### EXERCISE PROMPT
Counting only lines that hold "index", give the total and nothing more.

### DATA PROVIDED
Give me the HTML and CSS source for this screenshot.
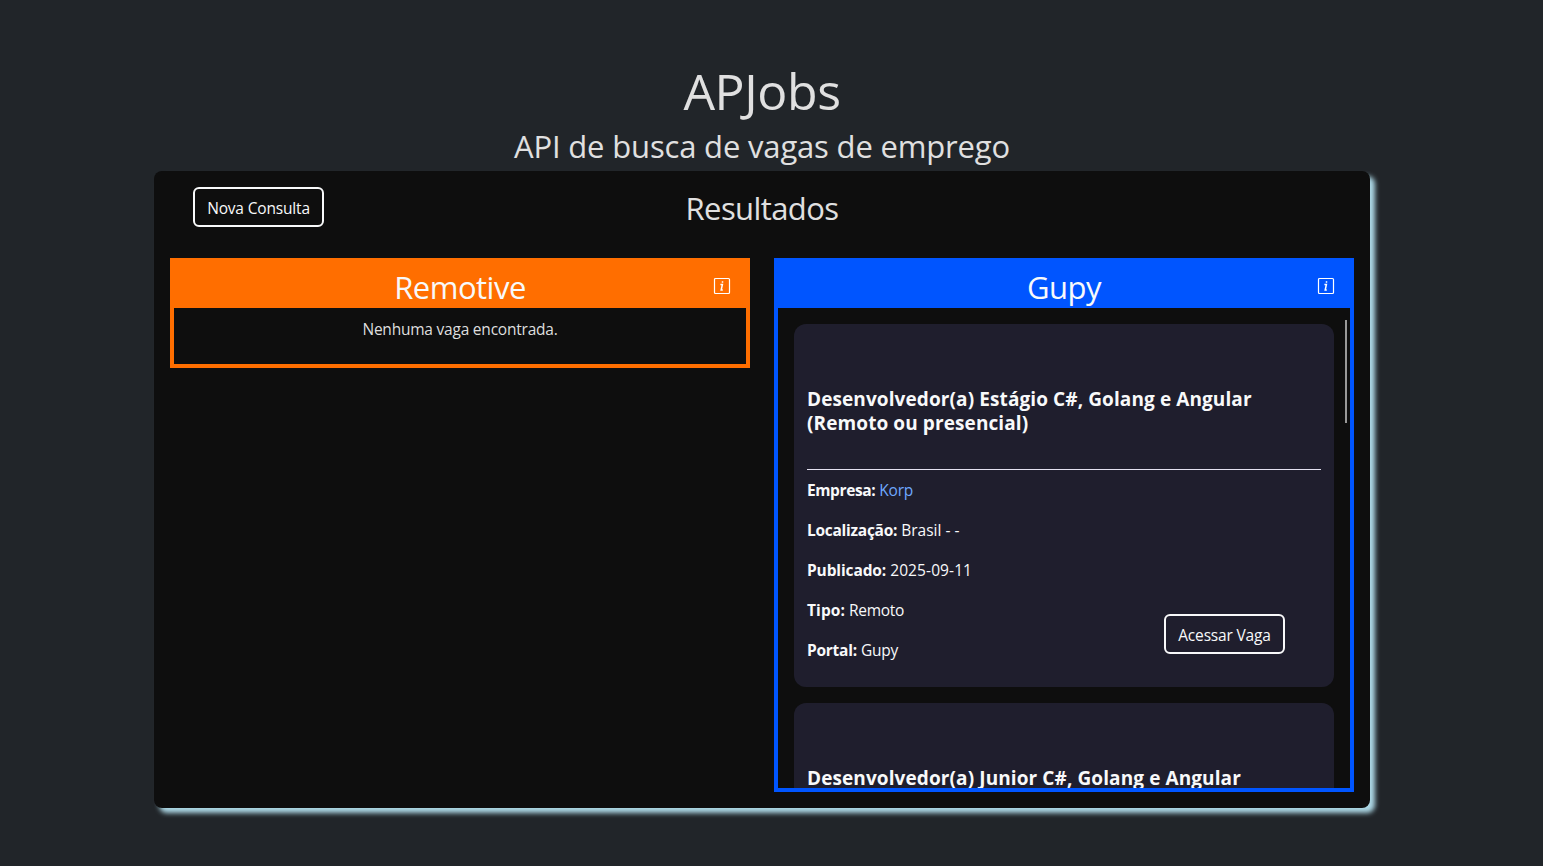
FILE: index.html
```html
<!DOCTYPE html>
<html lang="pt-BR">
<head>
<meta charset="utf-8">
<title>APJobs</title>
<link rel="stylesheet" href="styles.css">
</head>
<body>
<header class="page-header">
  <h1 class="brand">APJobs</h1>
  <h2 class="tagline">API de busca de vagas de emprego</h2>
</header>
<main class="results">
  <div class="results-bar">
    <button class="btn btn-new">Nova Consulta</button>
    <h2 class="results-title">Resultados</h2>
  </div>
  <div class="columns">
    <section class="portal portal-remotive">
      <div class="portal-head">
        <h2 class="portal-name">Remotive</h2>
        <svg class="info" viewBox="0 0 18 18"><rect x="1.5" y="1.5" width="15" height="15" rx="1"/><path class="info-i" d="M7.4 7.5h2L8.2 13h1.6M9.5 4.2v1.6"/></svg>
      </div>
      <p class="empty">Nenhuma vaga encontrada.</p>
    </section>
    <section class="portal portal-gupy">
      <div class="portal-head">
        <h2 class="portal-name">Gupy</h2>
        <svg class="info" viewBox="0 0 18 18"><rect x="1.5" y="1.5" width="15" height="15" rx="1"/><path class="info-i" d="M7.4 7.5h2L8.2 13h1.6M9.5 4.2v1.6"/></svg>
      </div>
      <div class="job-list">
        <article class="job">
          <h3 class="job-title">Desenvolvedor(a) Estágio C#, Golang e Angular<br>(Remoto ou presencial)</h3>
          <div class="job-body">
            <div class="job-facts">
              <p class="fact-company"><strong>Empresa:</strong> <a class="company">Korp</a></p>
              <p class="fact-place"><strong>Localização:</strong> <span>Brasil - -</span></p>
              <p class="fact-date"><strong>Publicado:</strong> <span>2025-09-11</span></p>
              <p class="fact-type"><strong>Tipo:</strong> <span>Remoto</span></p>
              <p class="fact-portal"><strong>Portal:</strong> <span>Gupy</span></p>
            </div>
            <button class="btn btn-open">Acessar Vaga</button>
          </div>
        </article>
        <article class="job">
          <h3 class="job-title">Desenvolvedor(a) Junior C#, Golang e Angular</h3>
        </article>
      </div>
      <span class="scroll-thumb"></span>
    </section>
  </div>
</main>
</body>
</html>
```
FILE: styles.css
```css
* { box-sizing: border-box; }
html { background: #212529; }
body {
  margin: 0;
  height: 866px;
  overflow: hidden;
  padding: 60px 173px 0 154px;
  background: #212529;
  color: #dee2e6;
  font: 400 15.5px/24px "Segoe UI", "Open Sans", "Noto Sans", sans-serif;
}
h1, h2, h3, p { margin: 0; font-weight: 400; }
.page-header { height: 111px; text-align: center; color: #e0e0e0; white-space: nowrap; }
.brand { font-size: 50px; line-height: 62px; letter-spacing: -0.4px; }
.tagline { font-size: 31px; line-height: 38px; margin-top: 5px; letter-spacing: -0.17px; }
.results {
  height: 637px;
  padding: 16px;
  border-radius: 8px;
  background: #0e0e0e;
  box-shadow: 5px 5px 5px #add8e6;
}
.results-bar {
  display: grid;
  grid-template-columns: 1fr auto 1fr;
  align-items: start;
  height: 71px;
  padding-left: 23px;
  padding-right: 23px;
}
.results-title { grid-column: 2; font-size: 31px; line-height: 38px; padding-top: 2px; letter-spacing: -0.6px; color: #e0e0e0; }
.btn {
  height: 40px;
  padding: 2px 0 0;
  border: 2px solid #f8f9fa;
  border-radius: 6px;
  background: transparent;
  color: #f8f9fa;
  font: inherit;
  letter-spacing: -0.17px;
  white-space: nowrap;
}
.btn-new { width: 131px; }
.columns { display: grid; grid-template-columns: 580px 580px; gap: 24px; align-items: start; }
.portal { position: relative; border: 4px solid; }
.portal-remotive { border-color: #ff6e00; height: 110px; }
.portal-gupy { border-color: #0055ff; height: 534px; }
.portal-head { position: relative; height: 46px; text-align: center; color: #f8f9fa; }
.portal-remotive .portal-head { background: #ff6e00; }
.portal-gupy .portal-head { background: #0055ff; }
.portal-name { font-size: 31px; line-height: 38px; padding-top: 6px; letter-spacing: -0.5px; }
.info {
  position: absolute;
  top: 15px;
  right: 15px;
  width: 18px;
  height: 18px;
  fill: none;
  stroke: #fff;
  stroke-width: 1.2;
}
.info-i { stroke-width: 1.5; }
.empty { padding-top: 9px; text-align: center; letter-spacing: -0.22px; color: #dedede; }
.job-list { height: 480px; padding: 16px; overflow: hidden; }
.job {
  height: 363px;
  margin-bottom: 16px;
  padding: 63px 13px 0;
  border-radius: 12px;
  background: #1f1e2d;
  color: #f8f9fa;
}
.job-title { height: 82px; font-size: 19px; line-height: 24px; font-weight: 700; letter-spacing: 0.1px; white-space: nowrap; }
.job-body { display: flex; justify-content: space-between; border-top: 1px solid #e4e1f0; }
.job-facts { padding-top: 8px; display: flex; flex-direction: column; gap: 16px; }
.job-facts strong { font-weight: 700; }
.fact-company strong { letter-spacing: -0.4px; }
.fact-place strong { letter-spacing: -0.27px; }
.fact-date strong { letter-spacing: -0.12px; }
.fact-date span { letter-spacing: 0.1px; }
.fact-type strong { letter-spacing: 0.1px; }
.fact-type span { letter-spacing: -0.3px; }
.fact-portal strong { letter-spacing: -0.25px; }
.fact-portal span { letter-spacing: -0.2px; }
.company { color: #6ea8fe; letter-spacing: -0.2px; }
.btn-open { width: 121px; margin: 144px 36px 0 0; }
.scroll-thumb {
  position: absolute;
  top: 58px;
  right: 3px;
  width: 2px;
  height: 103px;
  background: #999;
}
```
--
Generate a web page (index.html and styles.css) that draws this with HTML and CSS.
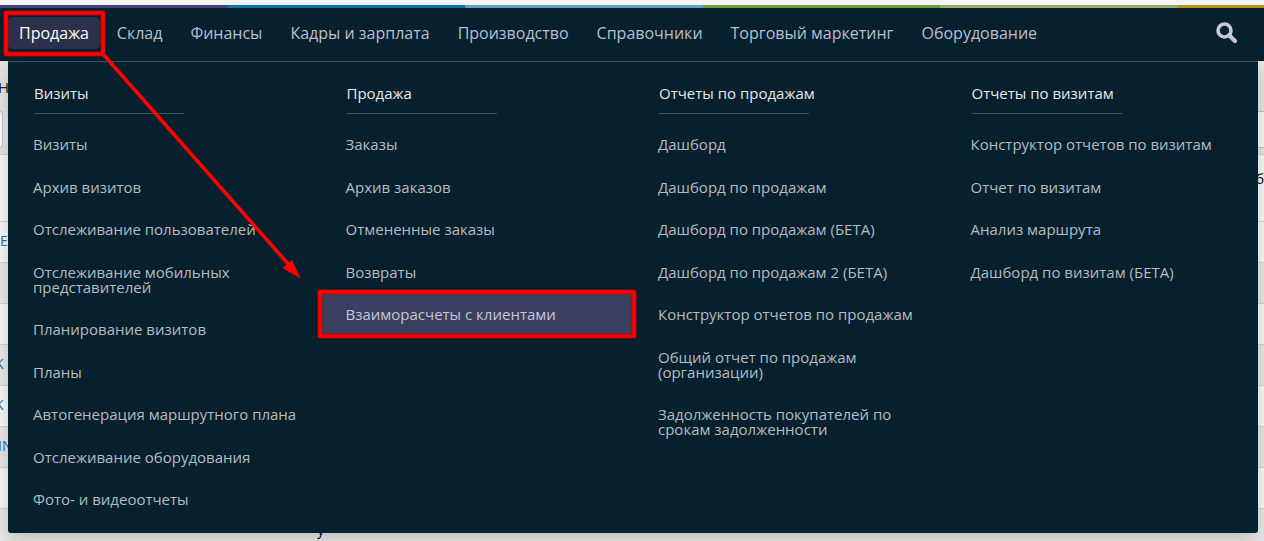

### WORKED SOLUTION
2